▸ Your goal:
Report each line of the data that has "components" somewhere in it.

▸ Dataset section:
########################################
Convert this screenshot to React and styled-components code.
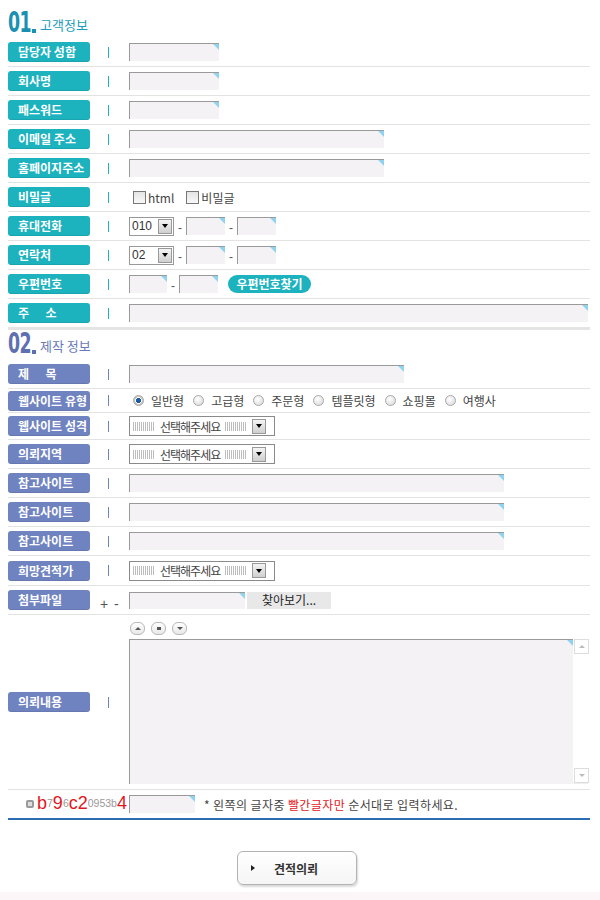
import React from "react";
import styled, { createGlobalStyle, css } from "styled-components";

const Global = createGlobalStyle`
  html, body { margin: 0; padding: 0; background: #fff; }
  body { font-family: "Noto Sans CJK KR", "Liberation Sans", sans-serif; font-size: 12px; color: #333; }
`;

const TEAL = "#1cb2be";
const BLUE = "#7083c1";

const Page = styled.div`
  width: 600px;
  height: 900px;
  display: flex;
  flex-direction: column;
`;

const Wrap = styled.div`
  margin-left: 8px;
  width: 582px;
`;

const Title = styled.div`
  display: flex;
  align-items: flex-end;
  height: ${(p) => p.$h}px;
  padding-bottom: ${(p) => p.$pb}px;
  box-sizing: border-box;
`;

const Num = styled.span`
  display: inline-block;
  width: 23px;
  font-family: "DejaVu Sans", sans-serif;
  font-weight: bold;
  font-size: 28px;
  line-height: 24px;
  letter-spacing: -1px;
  transform: scaleX(0.62);
  transform-origin: left bottom;
  color: ${(p) => p.$c};
`;

const Dot = styled.span`
  position: relative;
  z-index: 1;
  width: 4px;
  height: 4px;
  background: ${(p) => p.$c};
  margin: 0 4px 2px 1px;
`;

const TitleText = styled.span`
  font-size: 13px;
  line-height: 16px;
  color: ${(p) => p.$c};
  margin-bottom: 2px;
`;

const Row = styled.div`
  display: grid;
  grid-template-columns: 82px 39px 1fr;
  align-items: center;
  height: ${(p) => p.$h || 28}px;
  border-bottom: ${(p) => (p.$thick ? "3px solid #e4e4e4" : "1px solid #e3e3e3")};
  box-sizing: content-box;
`;

const Label = styled.div`
  height: 20px;
  border-radius: 3px;
  background: ${(p) => p.$c};
  color: #fff;
  font-weight: bold;
  font-size: 12px;
  line-height: 20px;
  padding-left: 10px;
  white-space: pre;
  box-shadow: inset 0 -1px 0 rgba(0, 0, 0, 0.08);
`;

const Divider = styled.span`
  width: 1px;
  height: 11px;
  margin-left: 18px;
  background: ${(p) => p.$c};
`;

const PlusMinus = styled.span`
  margin-left: 10px;
  margin-top: 8px;
  font-family: "Liberation Sans", sans-serif;
  font-size: 14px;
  color: #555;
  letter-spacing: 1px;
`;

const Field = styled.div`
  display: flex;
  align-items: center;
`;

const Input = styled.div`
  position: relative;
  flex-shrink: 0;
  width: ${(p) => p.$w}px;
  height: ${(p) => p.$h || 18}px;
  box-sizing: border-box;
  background: #f5f2f5;
  border-top: 1px solid #9a9a9a;
  border-left: 1px solid #9a9a9a;
  &::after {
    content: "";
    position: absolute;
    top: 0;
    right: 0;
    border-top: 6px solid #8fd3ef;
    border-left: 6px solid transparent;
  }
`;

const Dash = styled.span`
  width: 12px;
  text-align: center;
  color: #555;
  font-family: "Liberation Sans", sans-serif;
  font-size: 12px;
  padding-top: 4px;
`;

const Check = styled.span`
  width: 11px;
  height: 11px;
  border: 1px solid #777;
  background: linear-gradient(#e4e4e4, #f8f8f8);
  margin: 0 2px 0 4px;
`;

const Text = styled.span`
  font-size: 12px;
  color: #444;
  margin-right: ${(p) => p.$mr || 0}px;
`;

const SmallSelect = styled.div`
  display: flex;
  align-items: center;
  justify-content: space-between;
  width: 45px;
  height: 19px;
  box-sizing: border-box;
  border: 1px solid #999;
  background: #fff;
  padding: 0 1px 0 2px;
  font-family: "Liberation Sans", sans-serif;
  font-size: 12px;
  color: #333;
`;

const ArrowBox = styled.span`
  flex-shrink: 0;
  width: 14px;
  height: 15px;
  box-sizing: border-box;
  border: 1px solid #999;
  background: linear-gradient(#f4f4f4, #cfcfcf);
  display: flex;
  align-items: center;
  justify-content: center;
  &::before {
    content: "";
    border-top: 4px solid #000;
    border-left: 3.5px solid transparent;
    border-right: 3.5px solid transparent;
  }
`;

const Pill = styled.span`
  margin-left: 10px;
  height: 18px;
  width: 83px;
  border-radius: 9px;
  background: ${TEAL};
  color: #fff;
  font-weight: bold;
  font-size: 12px;
  line-height: 18px;
  text-align: center;
`;

const Radio = styled.span`
  width: 11px;
  height: 11px;
  box-sizing: border-box;
  border-radius: 50%;
  border: 1px solid #a8a8a8;
  background: radial-gradient(circle at 40% 35%, #fff, #d6d6d6);
  margin: 0 7px 0 ${(p) => p.$ml}px;
  ${(p) =>
    p.$on &&
    css`
      background: radial-gradient(circle, #1d5aa6 0 2.4px, #fff 2.6px 3.4px, #c8c8c8 3.6px);
    `}
`;

const BigSelect = styled.div`
  display: flex;
  align-items: center;
  width: 146px;
  height: 20px;
  box-sizing: border-box;
  border: 1px solid #8a8a8a;
  background: #fff;
  padding: 0 1px 0 3px;
  font-size: 12px;
  letter-spacing: -1px;
  white-space: nowrap;
  color: #444;
  gap: 5px;
`;

const Stripes = styled.span`
  flex-shrink: 0;
  width: 22px;
  height: 9px;
  background: repeating-linear-gradient(90deg, #bdbdbd 0 1px, #fff 1px 2px);
`;

const FileBtn = styled.span`
  width: 84px;
  height: 17px;
  margin-left: 2px;
  background: #e8e8e8;
  text-align: center;
  font-size: 12px;
  line-height: 16px;
  color: #222;
`;

const TextRow = styled.div`
  display: grid;
  grid-template-columns: 82px 39px 1fr;
  align-items: center;
  height: 174px;
  border-bottom: 1px solid #e3e3e3;
`;

const Editor = styled.div`
  display: flex;
  flex-direction: column;
  gap: 4px;
  padding-top: 1px;
`;

const EdBtns = styled.div`
  display: flex;
  gap: 6px;
  padding-left: 1px;
`;

const EdBtn = styled.span`
  width: 13px;
  height: 11px;
  border-radius: 6px;
  border: 1px solid #b8b8b8;
  background: linear-gradient(#fff, #e8e8e8);
  display: flex;
  align-items: center;
  justify-content: center;
  &::before {
    content: "";
    ${(p) =>
      p.$kind === "up"
        ? css`border-bottom: 3px solid #555; border-left: 3px solid transparent; border-right: 3px solid transparent;`
        : p.$kind === "down"
        ? css`border-top: 3px solid #555; border-left: 3px solid transparent; border-right: 3px solid transparent;`
        : css`width: 4px; height: 3px; background: #555;`}
  }
`;

const AreaBox = styled.div`
  display: flex;
  width: 459px;
  height: 145px;
`;

const Scroll = styled.div`
  width: 15px;
  display: flex;
  flex-direction: column;
  justify-content: space-between;
  background: #fff;
  border-bottom: 1px solid #eee;
`;

const ScrollBtn = styled.span`
  width: 13px;
  height: 13px;
  margin-left: 1px;
  border: 1px solid #ddd;
  display: flex;
  align-items: center;
  justify-content: center;
  &::before {
    content: "";
    ${(p) =>
      p.$up
        ? css`border-bottom: 3px solid #bbb; border-left: 3px solid transparent; border-right: 3px solid transparent;`
        : css`border-top: 3px solid #bbb; border-left: 3px solid transparent; border-right: 3px solid transparent;`}
  }
`;

const CapRow = styled.div`
  display: flex;
  align-items: center;
  height: 28px;
  padding-left: 18px;
  border-bottom: 2px solid #2a6db3;
`;

const CapIcon = styled.span`
  flex-shrink: 0;
  width: 8px;
  height: 8px;
  border-radius: 2px;
  background: #9a9a9a;
  margin-right: 3px;
  display: flex;
  align-items: center;
  justify-content: center;
  &::before {
    content: "";
    width: 4px;
    height: 4px;
    background: #ddd;
  }
`;

const Cap = styled.span`
  font-family: "Liberation Sans", sans-serif;
  font-size: ${(p) => (p.$red ? 18 : 10.5)}px;
  color: ${(p) => (p.$red ? "#e3161c" : "#9a9a9a")};
  line-height: 20px;
  align-self: flex-end;
  margin-bottom: 2px;
`;

const CapCode = styled.div`
  display: flex;
  flex-shrink: 0;
  width: 92px;
  height: 22px;
`;

const Hint = styled.span`
  margin-left: 9px;
  font-size: 12px;
  letter-spacing: 0.4px;
  color: #444;
  white-space: nowrap;
  & em {
    font-style: normal;
    color: #e3161c;
  }
`;

const Footer = styled.div`
  display: flex;
  justify-content: center;
  padding: 31px 6px 0 0;
  height: 41px;
`;

const SubmitBtn = styled.div`
  width: 120px;
  height: 34px;
  box-sizing: border-box;
  border: 1px solid #b3b3b3;
  border-radius: 6px;
  background: linear-gradient(#fff, #f5f5f5);
  box-shadow: 1px 2px 2px rgba(0, 0, 0, 0.15);
  display: flex;
  align-items: center;
  padding-left: 13px;
  gap: 19px;
  font-weight: bold;
  font-size: 12px;
  color: #333;
  &::before {
    content: "";
    border-left: 4px solid #222;
    border-top: 3.5px solid transparent;
    border-bottom: 3.5px solid transparent;
  }
`;

const Band = styled.div`
  flex: 1;
  background: #fcf6f8;
`;

const FieldRow = ({ label, c, children, h, thick, divider = true, extra }) => (
  <Row $h={h} $thick={thick}>
    <Label $c={c}>{label}</Label>
    {divider ? <Divider $c={c === TEAL ? TEAL : BLUE} /> : extra}
    <Field>{children}</Field>
  </Row>
);

const Sel = ({ v }) => (
  <SmallSelect>
    {v}
    <ArrowBox />
  </SmallSelect>
);

const Choose = () => (
  <BigSelect>
    <Stripes />
    선택해주세요
    <Stripes />
    <ArrowBox />
  </BigSelect>
);

export default function App() {
  const types = ["일반형", "고급형", "주문형", "템플릿형", "쇼핑몰", "여행사"];
  return (
    <Page>
      <Global />
      <Wrap>
        <Title $h={38} $pb={3}>
          <Num $c="#1a91b3">01</Num>
          <Dot $c="#1a91b3" />
          <TitleText $c="#1d9db9">고객정보</TitleText>
        </Title>
        <FieldRow label="담당자 성함" c={TEAL}><Input $w={90} /></FieldRow>
        <FieldRow label="회사명" c={TEAL}><Input $w={90} /></FieldRow>
        <FieldRow label="패스워드" c={TEAL}><Input $w={90} /></FieldRow>
        <FieldRow label="이메일 주소" c={TEAL}><Input $w={255} /></FieldRow>
        <FieldRow label="홈페이지주소" c={TEAL}><Input $w={255} /></FieldRow>
        <FieldRow label="비밀글" c={TEAL}>
          <Check />
          <Text $mr={8}>html</Text>
          <Check />
          <Text>비밀글</Text>
        </FieldRow>
        <FieldRow label="휴대전화" c={TEAL}>
          <Sel v="010" />
          <Dash>-</Dash>
          <Input $w={39} />
          <Dash>-</Dash>
          <Input $w={39} />
        </FieldRow>
        <FieldRow label="연락처" c={TEAL}>
          <Sel v="02" />
          <Dash>-</Dash>
          <Input $w={39} />
          <Dash>-</Dash>
          <Input $w={39} />
        </FieldRow>
        <FieldRow label="우편번호" c={TEAL}>
          <Input $w={38} />
          <Dash>-</Dash>
          <Input $w={39} />
          <Pill>우편번호찾기</Pill>
        </FieldRow>
        <FieldRow label={"주      소"} c={TEAL} thick><Input $w={459} /></FieldRow>

        <Title $h={30} $pb={4}>
          <Num $c="#5e70b0">02</Num>
          <Dot $c="#5e70b0" />
          <TitleText $c="#6879b8">제작 정보</TitleText>
        </Title>
        <FieldRow label={"제      목"} c={BLUE}><Input $w={275} /></FieldRow>
        <FieldRow label="웹사이트 유형" c={BLUE} h={23}>
          {types.map((t, i) => (
            <React.Fragment key={t}>
              <Radio $on={i === 0} $ml={i === 0 ? 4 : 9} />
              <Text>{t}</Text>
            </React.Fragment>
          ))}
        </FieldRow>
        <FieldRow label="웹사이트 성격" c={BLUE} h={26}><Choose /></FieldRow>
        <FieldRow label="의뢰지역" c={BLUE}><Choose /></FieldRow>
        <FieldRow label="참고사이트" c={BLUE}><Input $w={375} /></FieldRow>
        <FieldRow label="참고사이트" c={BLUE}><Input $w={375} /></FieldRow>
        <FieldRow label="참고사이트" c={BLUE}><Input $w={375} /></FieldRow>
        <FieldRow label="희망견적가" c={BLUE} h={29}><Choose /></FieldRow>
        <FieldRow label="첨부파일" c={BLUE} divider={false} extra={<PlusMinus>+ -</PlusMinus>}>
          <Input $w={116} $h={17} />
          <FileBtn>찾아보기...</FileBtn>
        </FieldRow>
        <TextRow>
          <Label $c={BLUE}>의뢰내용</Label>
          <Divider $c={BLUE} />
          <Editor>
            <EdBtns>
              <EdBtn $kind="up" />
              <EdBtn $kind="mid" />
              <EdBtn $kind="down" />
            </EdBtns>
            <AreaBox>
              <Input $w={444} $h={145} />
              <Scroll>
                <ScrollBtn $up />
                <ScrollBtn />
              </Scroll>
            </AreaBox>
          </Editor>
        </TextRow>
        <CapRow>
          <CapIcon />
          <CapCode>
            <Cap $red>b</Cap>
            <Cap>7</Cap>
            <Cap $red>9</Cap>
            <Cap>6</Cap>
            <Cap $red>c2</Cap>
            <Cap>0953b</Cap>
            <Cap $red>4</Cap>
          </CapCode>
          <Input $w={66} $h={18} />
          <Hint>
            * 왼쪽의 글자중 <em>빨간글자만</em> 순서대로 입력하세요.
          </Hint>
        </CapRow>
      </Wrap>
      <Footer>
        <SubmitBtn>견적의뢰</SubmitBtn>
      </Footer>
      <Band />
    </Page>
  );
}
########################################
▸ The response:
Convert this screenshot to React and styled-components code.
import styled, { createGlobalStyle, css } from "styled-components";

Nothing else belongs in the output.